サークル部屋内はぬいぐるみにあふれており,「普通」の人たちから見れば,基本的に違和感を抱かざるを得ない。またここまでに見てきたように,そこにいる人びとも「普通」からは外れた,変わり者がほとんどである。そうであれば,ぬいぐるみであふれた部屋も,ぬいぐるみにしゃべりかけている自分たちのすがたも,できるだけ外部の人に見せたくはないはずである。しかしラストシーン,新入生がサークルを訪ねてきたとき,その部屋の扉は閉められていない。
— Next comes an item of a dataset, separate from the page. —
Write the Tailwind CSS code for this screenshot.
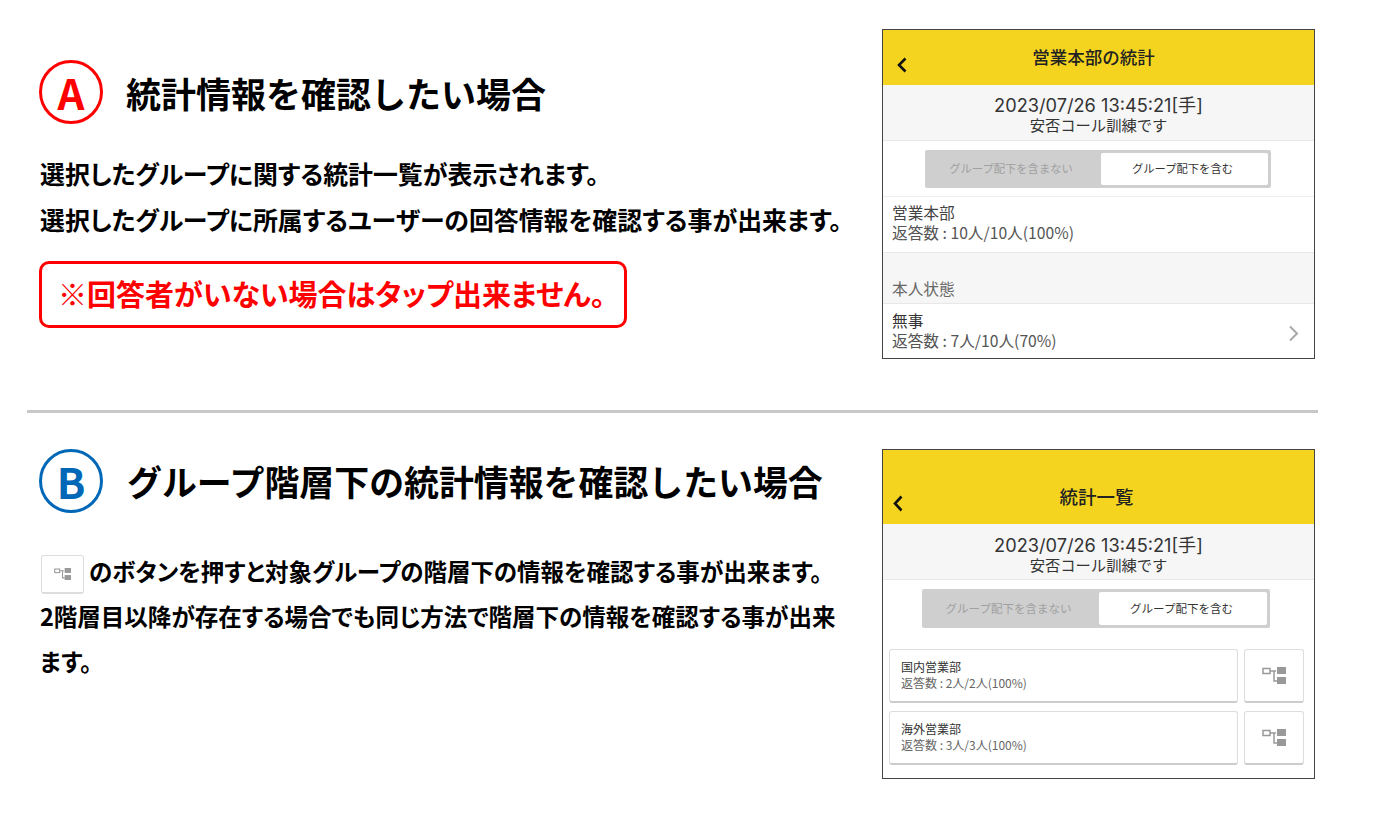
<!DOCTYPE html>
<html lang="ja">
<head>
  <meta charset="UTF-8" />
  <title>統計情報</title>
  <script src="https://cdn.jsdelivr.net/npm/@tailwindcss/browser@4"></script>
</head>
<body class="bg-white text-black w-[1400px] h-[819px] overflow-hidden font-['Noto_Sans_CJK_JP',sans-serif]">

  <!-- A -->
  <section class="flex pl-[39px] pt-[29px]">
    <div class="w-[843px] pt-[31px] shrink-0">
      <div class="flex items-center gap-[23px] h-[64px]">
        <div class="w-[64px] h-[64px] rounded-full border-[3px] border-[#ff0000] flex items-center justify-center text-[#ff0000] text-[42px] font-semibold leading-none">A</div>
        <h1 class="text-[35px] font-bold leading-none">統計情報を確認したい場合</h1>
      </div>
      <p class="mt-[26px] pl-[1px] text-[24.9px] leading-[46px] font-semibold [font-feature-settings:'palt'] whitespace-nowrap">選択したグループに関する統計一覧が表示されます。<br>選択したグループに所属するユーザーの回答情報を確認する事が出来ます。</p>
      <div class="mt-[19px] w-[588px] h-[67px] border-[3px] border-[#ff0000] rounded-[10px] flex items-center pl-[16px] pb-[2px] text-[#ff0000] text-[29px] font-bold [font-feature-settings:'palt'] whitespace-nowrap">※回答者がいない場合はタップ出来ません。</div>
    </div>

    <div class="w-[433px] h-[330px] border-[1.5px] border-[#444] shrink-0 flex flex-col overflow-hidden">
      <div class="h-[55px] bg-[#f5d41f] relative flex justify-center pt-[13px] pr-[10px] text-[17.5px] leading-[28px] font-medium text-[#222]">
        <svg class="absolute left-[14px] top-[27px]" width="10" height="16" viewBox="0 0 10 16" fill="none" stroke="#111" stroke-width="2.6"><path d="M8.5 1.500 2 8l6.500 6.500"/></svg>
        営業本部の統計
      </div>
      <div class="h-[56px] bg-[#f6f6f6] border-b border-[#e8e8e8] flex flex-col items-center justify-center pt-[4px] text-[#333] text-[15.3px] leading-[19px]">
        <div class="font-['Inter','Noto_Sans_CJK_JP',sans-serif] text-[18.2px]">2023/07/26 13:45:21[手]</div>
        <div>安否コール訓練です</div>
      </div>
      <div class="h-[56px] flex justify-center items-center border-b border-[#eee] pr-[1px]">
        <div class="w-[346px] h-[38px] bg-[#cfcfcf] rounded-[2px] flex text-[11.3px] p-[3px]">
          <div class="w-[173px] flex items-center justify-center text-[#a0a0a0] pr-[7px]">グループ配下を含まない</div>
          <div class="flex-1 bg-white rounded-[2px] flex items-center justify-center pr-[4px] text-[#333]">グループ配下を含む</div>
        </div>
      </div>
      <div class="h-[55px] px-[9px] pb-[3px] flex flex-col justify-center text-[15.7px] leading-[20px] text-[#555]">
        <div class="text-[#444]">営業本部</div>
        <div>返答数 : 10人/10人(100%)</div>
      </div>
      <div class="h-[52px] bg-[#f6f6f6] border-y border-[#e8e8e8] px-[9px] flex items-end pb-[4px] text-[15.7px] leading-[20px] text-[#666]">本人状態</div>
      <div class="flex-1 px-[9px] flex items-center justify-between text-[15.7px] leading-[20px] text-[#555]">
        <div class="pb-[1px]">
          <div class="text-[#333]">無事</div>
          <div>返答数 : 7人/10人(70%)</div>
        </div>
        <svg class="mr-[6px] mt-[4px]" width="11" height="17" viewBox="0 0 11 17" fill="none" stroke="#a8a8a8" stroke-width="2"><path d="m2 1.500 7 7-7 7"/></svg>
      </div>
    </div>
  </section>

  <div class="mt-[51px] ml-[27px] w-[1291px] h-[3px] bg-[#c8c8c8]"></div>

  <!-- B -->
  <section class="flex pl-[39px] pt-[36px]">
    <div class="w-[843px] shrink-0">
      <div class="flex items-center gap-[24px] h-[64px]">
        <div class="w-[64px] h-[64px] rounded-full border-[3px] border-[#0068b7] flex items-center justify-center text-[#0068b7] text-[42px] font-semibold leading-none">B</div>
        <h1 class="text-[34.9px] font-bold leading-none whitespace-nowrap">グループ階層下の統計情報を確認したい場合</h1>
      </div>
      <p class="mt-[36px] pl-[1px] text-[23.5px] leading-[45px] font-semibold [font-feature-settings:'palt'] whitespace-nowrap">
        <span class="inline-flex align-middle w-[43px] h-[39px] ml-[1px] mr-[5px] items-center justify-center border border-[#ddd] border-b-2 rounded-[3px]">
          <svg width="17" height="12" viewBox="0 0 24 17" fill="none"><rect x="1" y="1.500" width="7" height="5" stroke="#999" stroke-width="1.500"/><path d="M8 4h6M12 4v10h3" stroke="#999" stroke-width="1.500"/><rect x="15" y="0" width="9" height="7" fill="#999"/><rect x="15" y="10" width="9" height="7" fill="#999"/></svg>
        </span>のボタンを押すと対象グループの階層下の情報を確認する事が出来ます。<br>2階層目以降が存在する場合でも同じ方法で階層下の情報を確認する事が出来<br>ます。
      </p>
    </div>

    <div class="w-[433px] h-[330px] border-[1.5px] border-[#444] shrink-0 flex flex-col overflow-hidden">
      <div class="h-[74px] bg-[#f5d41f] relative flex justify-center pt-[32px] pr-[4px] text-[18.5px] leading-[28px] font-medium text-[#222]">
        <svg class="absolute left-[10px] top-[45px]" width="10" height="17" viewBox="0 0 10 17" fill="none" stroke="#111" stroke-width="2.6"><path d="M8.5 1.500 2 8.500l6.500 7"/></svg>
        統計一覧
      </div>
      <div class="h-[56px] bg-[#f6f6f6] border-b border-[#e8e8e8] flex flex-col items-center justify-center pt-[7px] text-[#333] text-[15.3px] leading-[19px]">
        <div class="font-['Inter','Noto_Sans_CJK_JP',sans-serif] text-[18.2px]">2023/07/26 13:45:21[手]</div>
        <div>安否コール訓練です</div>
      </div>
      <div class="pt-[9px] flex justify-center pr-[6px]">
        <div class="w-[348px] h-[39px] bg-[#cfcfcf] rounded-[2px] flex text-[11.5px] p-[3px]">
          <div class="w-[174px] flex items-center justify-center text-[#a0a0a0] pr-[6px]">グループ配下を含まない</div>
          <div class="flex-1 bg-white rounded-[2px] flex items-center justify-center pr-[2px] text-[#333]">グループ配下を含む</div>
        </div>
      </div>
      <div class="mt-[21px] px-[6px] flex flex-col gap-[8px]">
        <div class="flex gap-[6px]">
          <div class="w-[349px] h-[54px] border border-[#ddd] border-b-2 border-b-[#ccc] rounded-[3px] px-[11px] pb-[1px] flex flex-col justify-center text-[12px] leading-[16px] text-[#666]">
            <div class="text-[#333]">国内営業部</div>
            <div>返答数 : 2人/2人(100%)</div>
          </div>
          <div class="w-[60px] h-[54px] border border-[#ddd] border-b-2 border-b-[#ccc] rounded-[3px] flex items-center justify-center">
            <svg width="24" height="17" viewBox="0 0 24 17" fill="none"><rect x="1" y="1.500" width="7" height="5" stroke="#999" stroke-width="1.500"/><path d="M8 4h6M12 4v10h3" stroke="#999" stroke-width="1.500"/><rect x="15" y="0" width="9" height="7" fill="#999"/><rect x="15" y="10" width="9" height="7" fill="#999"/></svg>
          </div>
        </div>
        <div class="flex gap-[6px]">
          <div class="w-[349px] h-[54px] border border-[#ddd] border-b-2 border-b-[#ccc] rounded-[3px] px-[11px] pb-[1px] flex flex-col justify-center text-[12px] leading-[16px] text-[#666]">
            <div class="text-[#333]">海外営業部</div>
            <div>返答数 : 3人/3人(100%)</div>
          </div>
          <div class="w-[60px] h-[54px] border border-[#ddd] border-b-2 border-b-[#ccc] rounded-[3px] flex items-center justify-center">
            <svg width="24" height="17" viewBox="0 0 24 17" fill="none"><rect x="1" y="1.500" width="7" height="5" stroke="#999" stroke-width="1.500"/><path d="M8 4h6M12 4v10h3" stroke="#999" stroke-width="1.500"/><rect x="15" y="0" width="9" height="7" fill="#999"/><rect x="15" y="10" width="9" height="7" fill="#999"/></svg>
          </div>
        </div>
      </div>
    </div>
  </section>
</body>
</html>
また思い返してみれば,それまで以前のシーンでも部員がサークル部屋に入ってきたときに扉を閉める音は鳴っていなかった。もちろん,音がならないように閉めたという可能性もあるが,扉を閉める行為が映像としてカメラに収められていないのは確かである。
この,扉を開けたままにしておく,または扉を閉める行為を(おそらく意図的に)表現しないということは,何かの隠喩と捉えられないだろうか。つまり,先にぬいぐるみサークルのことを「閉じられた」空間として述べたが,しかしそこには同時に「開かれ」も望めるのではないか。残念ながらこれは,あくまで一筋の希望でしかない。しかしこのわずかな希望を信じるところから,アナーキーな革命は始まるのかもしれない。